Nigeria announced Saturday that it was postponing the February 14 presidential election for six weeks because of security concerns and the Boko Haram insurgency.
The head of the country's Independent National Electoral Commission, Attahiru Jega, said at a news conference, "If the security of personnel, voters, election observers and election materials cannot be guaranteed, the lives of innocent young men and women and the prospect of free, fair and credible elections will be greatly jeopardized."
Islamic Boko Haram militants control large parts of northeastern Nigeria. Experts have said conducting a peaceful vote in those areas would most likely be impossible.
However, U.S. Secretary of State John Kerry said in a statement Washington is "deeply disappointed" by Nigeria's decision to postpone the election.
"Political interference with the Independent National Electoral Commission is unacceptable," Kerry said. "It is critical that the government not use security concerns as a pretext for impeding the democratic process."
President Goodluck Jonathan is seeking another term. But many Nigerians have criticized him and his government for what they say is its failure to defeat the extremists.
Earlier Saturday, four West African countries announced plans to join forces to help their neighbor Nigeria fight the Boko Haram militants.
Delegates from Benin, Cameroon, Chad, Niger and Nigeria revealed their plan at the end of three days of talks in Cameroon. Experts from the African Union and United Nations also participated.

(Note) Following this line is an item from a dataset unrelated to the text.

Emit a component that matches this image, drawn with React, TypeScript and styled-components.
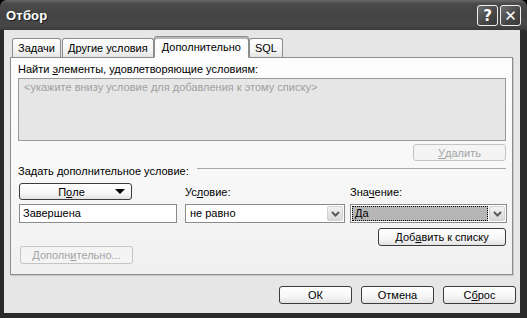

The plan calls for deploying 8,750 soldiers in the area next month, where Boko Haram is fast becoming a regional threat.
Details on how the force will operate were not disclosed. Cameroon's defense minister, Edgard Alain Mebe Ngo'o, said that would be like revealing military secrets.
Representatives from the five African countries said they urgently needed $4 million to deploy the force. A U.N. representative said she would submit the request to the secretary-general and Security Council, but for now, the U.N. could provide only logistical support.
Boko Haram has carried out a bloody campaign of terrorism since 2009 to turn Nigeria into an Islamic state, but recently it has also attacked towns in Cameroon, Chad and Niger. Civilians, including children, are frequent victims of Boko Haram violence.
U.S. intelligence officials said the group has 4,000 to 6,000 hard-core fighters. A U.S. State Department spokeswoman said Boko Haram's "brutality and barbarism know no bounds."